Word for word, print each line of the listing below; pictures stay out.

★ ★ ★

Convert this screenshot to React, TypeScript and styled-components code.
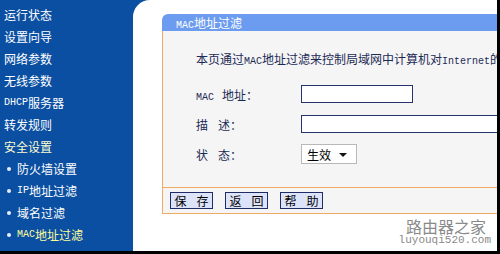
import React from "react";
import styled, { createGlobalStyle } from "styled-components";

const Global = createGlobalStyle`
  html, body { margin: 0; padding: 0; background: #fff; }
  body { font-family: "Noto Sans CJK SC", "Liberation Sans", sans-serif; }
`;

const Frame = styled.div`
  position: relative;
  width: 500px;
  height: 254px;
  box-sizing: border-box;
  display: flex;
  background: #0b4fa2;
  border-right: 3px solid #000;
  border-bottom: 3px solid #000;
  overflow: hidden;
`;

const Sidebar = styled.nav`
  width: 133px;
  flex: none;
  display: flex;
  flex-direction: column;
  padding-top: 4px;
`;

const MenuItem = styled.div<{ $sub?: boolean; $color?: string }>`
  height: 22px;
  line-height: 22px;
  display: flex;
  align-items: center;
  padding-left: ${(p) => (p.$sub ? "7px" : "4px")};
  font-size: 12px;
  color: ${(p) => p.$color || "#ffffff"};
  white-space: nowrap;
`;

const Bullet = styled.span`
  width: 4px;
  height: 4px;
  border-radius: 50%;
  background: #e8eefc;
  margin-right: 6px;
  flex: none;
`;

const Half = styled.span`
  font-family: "Liberation Mono", "DejaVu Sans Mono", monospace;
  font-size: 10px;
  white-space: pre;
`;

const Spacer = styled.span<{ $w: number }>`
  display: inline-block;
  width: ${(p) => p.$w}px;
`;

const Main = styled.main`
  flex: 1;
  min-width: 0;
  background: #fff;
  border-top-left-radius: 17px;
  padding: 14px 0 0 29px;
  overflow: hidden;
`;

const Panel = styled.section`
  width: 420px;
  display: flex;
  flex-direction: column;
`;

const PanelHeader = styled.header`
  height: 17px;
  background: #6b9cf0;
  border-top-left-radius: 6px;
  color: #fff;
  font-size: 12px;
  line-height: 17px;
  padding-left: 14px;
`;

const PanelBody = styled.div`
  background: #f5f5f5;
  border-left: 1px solid #f0aa64;
  border-bottom: 1px solid #f0aa64;
  display: flex;
  flex-direction: column;
  padding: 19px 0 0 33px;
  height: 157px;
  box-sizing: border-box;
`;

const Intro = styled.p`
  margin: 0 0 14px 0;
  font-size: 12px;
  line-height: 18px;
  color: #1c2a56;
  white-space: nowrap;
`;

const FieldRow = styled.div<{ $h: number; $mb: number }>`
  display: flex;
  align-items: center;
  height: ${(p) => p.$h}px;
  margin-bottom: ${(p) => p.$mb}px;
`;

const Label = styled.span`
  width: 105px;
  flex: none;
  font-size: 12px;
  color: #1c2a56;
  white-space: nowrap;
`;

const TextBox = styled.div<{ $w: number }>`
  width: ${(p) => p.$w}px;
  height: 18px;
  box-sizing: border-box;
  background: #fff;
  border: 1px solid #25346e;
  flex: none;
`;

const SelectBox = styled.div`
  width: 56px;
  height: 20px;
  box-sizing: border-box;
  background: #fff;
  border: 1px solid #b8b8b8;
  display: flex;
  align-items: center;
  justify-content: space-between;
  padding: 0 9px 0 5px;
  font-size: 12px;
  color: #000;
`;

const Arrow = styled.span`
  width: 0;
  height: 0;
  border-left: 4px solid transparent;
  border-right: 4px solid transparent;
  border-top: 4px solid #111;
  margin-top: 2px;
`;

const ButtonBar = styled.div`
  height: 26px;
  box-sizing: border-box;
  background: #f5f5f5;
  border-left: 1px solid #f0aa64;
  border-bottom: 1px solid #f0aa64;
  display: flex;
  align-items: center;
  gap: 12px;
  padding-left: 7px;
`;

const Button = styled.button`
  width: 43px;
  height: 17px;
  box-sizing: border-box;
  padding: 0;
  background: #dde4fa;
  border: 1px solid #1f2c68;
  font-family: "Noto Sans CJK SC", sans-serif;
  font-size: 12px;
  line-height: 15px;
  color: #000;
  display: flex;
  align-items: center;
  justify-content: center;
`;

const Watermark = styled.div`
  position: absolute;
  right: 6px;
  bottom: 4px;
  display: flex;
  flex-direction: column;
  align-items: flex-end;
  color: #8a8a8a;
`;

const WmTitle = styled.span`
  font-family: "Noto Sans CJK SC", sans-serif;
  font-size: 16px;
  line-height: 16px;
  padding-right: 5px;
`;

const WmUrl = styled.span`
  font-family: "Liberation Mono", monospace;
  font-size: 11px;
  line-height: 13px;
`;

export default function App() {
  return (
    <>
      <Global />
      <Frame>
        <Sidebar>
          <MenuItem>运行状态</MenuItem>
          <MenuItem>设置向导</MenuItem>
          <MenuItem>网络参数</MenuItem>
          <MenuItem>无线参数</MenuItem>
          <MenuItem>
            <Half>DHCP</Half>服务器
          </MenuItem>
          <MenuItem>转发规则</MenuItem>
          <MenuItem $color="#fdfdd0">安全设置</MenuItem>
          <MenuItem $sub>
            <Bullet />
            防火墙设置
          </MenuItem>
          <MenuItem $sub>
            <Bullet />
            <Half>IP</Half>地址过滤
          </MenuItem>
          <MenuItem $sub>
            <Bullet />
            域名过滤
          </MenuItem>
          <MenuItem $sub $color="#fdfd9a">
            <Bullet />
            <Half>MAC</Half>地址过滤
          </MenuItem>
          <MenuItem $sub>
            <Bullet />
            远端<Half>WEB</Half>管理
          </MenuItem>
        </Sidebar>
        <Main>
          <Panel>
            <PanelHeader>
              <Half>MAC</Half>地址过滤
            </PanelHeader>
            <PanelBody>
              <Intro>
                本页通过<Half>MAC</Half>地址过滤来控制局域网中计算机对<Half>Internet</Half>的访问。
              </Intro>
              <FieldRow $h={18} $mb={12}>
                <Label>
                  <Half>MAC </Half>
                  <Spacer $w={2} />地址：
                </Label>
                <TextBox $w={112} />
              </FieldRow>
              <FieldRow $h={18} $mb={11}>
                <Label>
                  描<Spacer $w={10} />述：
                </Label>
                <TextBox $w={260} />
              </FieldRow>
              <FieldRow $h={20} $mb={0}>
                <Label>
                  状<Spacer $w={10} />态：
                </Label>
                <SelectBox>
                  生效
                  <Arrow />
                </SelectBox>
              </FieldRow>
            </PanelBody>
            <ButtonBar>
              <Button>
                保<Spacer $w={10} />存
              </Button>
              <Button>
                返<Spacer $w={10} />回
              </Button>
              <Button>
                帮<Spacer $w={10} />助
              </Button>
            </ButtonBar>
          </Panel>
        </Main>
        <Watermark>
          <WmTitle>路由器之家</WmTitle>
          <WmUrl>luyouqi520.com</WmUrl>
        </Watermark>
      </Frame>
    </>
  );
}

★ ★ ★

» Answer to the problem
Convert this screenshot to React, TypeScript and styled-components code.
import React from "react";
import styled, { createGlobalStyle } from "styled-components";

const Global = createGlobalStyle`
  html, body { margin: 0; padding: 0; background: #fff; }
  body { font-family: "Noto Sans CJK SC", "Liberation Sans", sans-serif; }
`;

const Frame = styled.div`
  position: relative;
  width: 500px;
  height: 254px;
  box-sizing: border-box;
  display: flex;
  background: #0b4fa2;
  border-right: 3px solid #000;
  border-bottom: 3px solid #000;
  overflow: hidden;
`;

const Sidebar = styled.nav`
  width: 133px;
  flex: none;
  display: flex;
  flex-direction: column;
  padding-top: 4px;
`;

const MenuItem = styled.div<{ $sub?: boolean; $color?: string }>`
  height: 22px;
  line-height: 22px;
  display: flex;
  align-items: center;
  padding-left: ${(p) => (p.$sub ? "7px" : "4px")};
  font-size: 12px;
  color: ${(p) => p.$color || "#ffffff"};
  white-space: nowrap;
`;

const Bullet = styled.span`
  width: 4px;
  height: 4px;
  border-radius: 50%;
  background: #e8eefc;
  margin-right: 6px;
  flex: none;
`;

const Half = styled.span`
  font-family: "Liberation Mono", "DejaVu Sans Mono", monospace;
  font-size: 10px;
  white-space: pre;
`;

const Spacer = styled.span<{ $w: number }>`
  display: inline-block;
  width: ${(p) => p.$w}px;
`;

const Main = styled.main`
  flex: 1;
  min-width: 0;
  background: #fff;
  border-top-left-radius: 17px;
  padding: 14px 0 0 29px;
  overflow: hidden;
`;

const Panel = styled.section`
  width: 420px;
  display: flex;
  flex-direction: column;
`;

const PanelHeader = styled.header`
  height: 17px;
  background: #6b9cf0;
  border-top-left-radius: 6px;
  color: #fff;
  font-size: 12px;
  line-height: 17px;
  padding-left: 14px;
`;

const PanelBody = styled.div`
  background: #f5f5f5;
  border-left: 1px solid #f0aa64;
  border-bottom: 1px solid #f0aa64;
  display: flex;
  flex-direction: column;
  padding: 19px 0 0 33px;
  height: 157px;
  box-sizing: border-box;
`;

const Intro = styled.p`
  margin: 0 0 14px 0;
  font-size: 12px;
  line-height: 18px;
  color: #1c2a56;
  white-space: nowrap;
`;

const FieldRow = styled.div<{ $h: number; $mb: number }>`
  display: flex;
  align-items: center;
  height: ${(p) => p.$h}px;
  margin-bottom: ${(p) => p.$mb}px;
`;

const Label = styled.span`
  width: 105px;
  flex: none;
  font-size: 12px;
  color: #1c2a56;
  white-space: nowrap;
`;

const TextBox = styled.div<{ $w: number }>`
  width: ${(p) => p.$w}px;
  height: 18px;
  box-sizing: border-box;
  background: #fff;
  border: 1px solid #25346e;
  flex: none;
`;

const SelectBox = styled.div`
  width: 56px;
  height: 20px;
  box-sizing: border-box;
  background: #fff;
  border: 1px solid #b8b8b8;
  display: flex;
  align-items: center;
  justify-content: space-between;
  padding: 0 9px 0 5px;
  font-size: 12px;
  color: #000;
`;

const Arrow = styled.span`
  width: 0;
  height: 0;
  border-left: 4px solid transparent;
  border-right: 4px solid transparent;
  border-top: 4px solid #111;
  margin-top: 2px;
`;

const ButtonBar = styled.div`
  height: 26px;
  box-sizing: border-box;
  background: #f5f5f5;
  border-left: 1px solid #f0aa64;
  border-bottom: 1px solid #f0aa64;
  display: flex;
  align-items: center;
  gap: 12px;
  padding-left: 7px;
`;

const Button = styled.button`
  width: 43px;
  height: 17px;
  box-sizing: border-box;
  padding: 0;
  background: #dde4fa;
  border: 1px solid #1f2c68;
  font-family: "Noto Sans CJK SC", sans-serif;
  font-size: 12px;
  line-height: 15px;
  color: #000;
  display: flex;
  align-items: center;
  justify-content: center;
`;

const Watermark = styled.div`
  position: absolute;
  right: 6px;
  bottom: 4px;
  display: flex;
  flex-direction: column;
  align-items: flex-end;
  color: #8a8a8a;
`;

const WmTitle = styled.span`
  font-family: "Noto Sans CJK SC", sans-serif;
  font-size: 16px;
  line-height: 16px;
  padding-right: 5px;
`;

const WmUrl = styled.span`
  font-family: "Liberation Mono", monospace;
  font-size: 11px;
  line-height: 13px;
`;

export default function App() {
  return (
    <>
      <Global />
      <Frame>
        <Sidebar>
          <MenuItem>运行状态</MenuItem>
          <MenuItem>设置向导</MenuItem>
          <MenuItem>网络参数</MenuItem>
          <MenuItem>无线参数</MenuItem>
          <MenuItem>
            <Half>DHCP</Half>服务器
          </MenuItem>
          <MenuItem>转发规则</MenuItem>
          <MenuItem $color="#fdfdd0">安全设置</MenuItem>
          <MenuItem $sub>
            <Bullet />
            防火墙设置
          </MenuItem>
          <MenuItem $sub>
            <Bullet />
            <Half>IP</Half>地址过滤
          </MenuItem>
          <MenuItem $sub>
            <Bullet />
            域名过滤
          </MenuItem>
          <MenuItem $sub $color="#fdfd9a">
            <Bullet />
            <Half>MAC</Half>地址过滤
          </MenuItem>
          <MenuItem $sub>
            <Bullet />
            远端<Half>WEB</Half>管理
          </MenuItem>
        </Sidebar>
        <Main>
          <Panel>
            <PanelHeader>
              <Half>MAC</Half>地址过滤
            </PanelHeader>
            <PanelBody>
              <Intro>
                本页通过<Half>MAC</Half>地址过滤来控制局域网中计算机对<Half>Internet</Half>的访问。
              </Intro>
              <FieldRow $h={18} $mb={12}>
                <Label>
                  <Half>MAC </Half>
                  <Spacer $w={2} />地址：
                </Label>
                <TextBox $w={112} />
              </FieldRow>
              <FieldRow $h={18} $mb={11}>
                <Label>
                  描<Spacer $w={10} />述：
                </Label>
                <TextBox $w={260} />
              </FieldRow>
              <FieldRow $h={20} $mb={0}>
                <Label>
                  状<Spacer $w={10} />态：
                </Label>
                <SelectBox>
                  生效
                  <Arrow />
                </SelectBox>
              </FieldRow>
            </PanelBody>
            <ButtonBar>
              <Button>
                保<Spacer $w={10} />存
              </Button>
              <Button>
                返<Spacer $w={10} />回
              </Button>
              <Button>
                帮<Spacer $w={10} />助
              </Button>
            </ButtonBar>
          </Panel>
        </Main>
        <Watermark>
          <WmTitle>路由器之家</WmTitle>
          <WmUrl>luyouqi520.com</WmUrl>
        </Watermark>
      </Frame>
    </>
  );
}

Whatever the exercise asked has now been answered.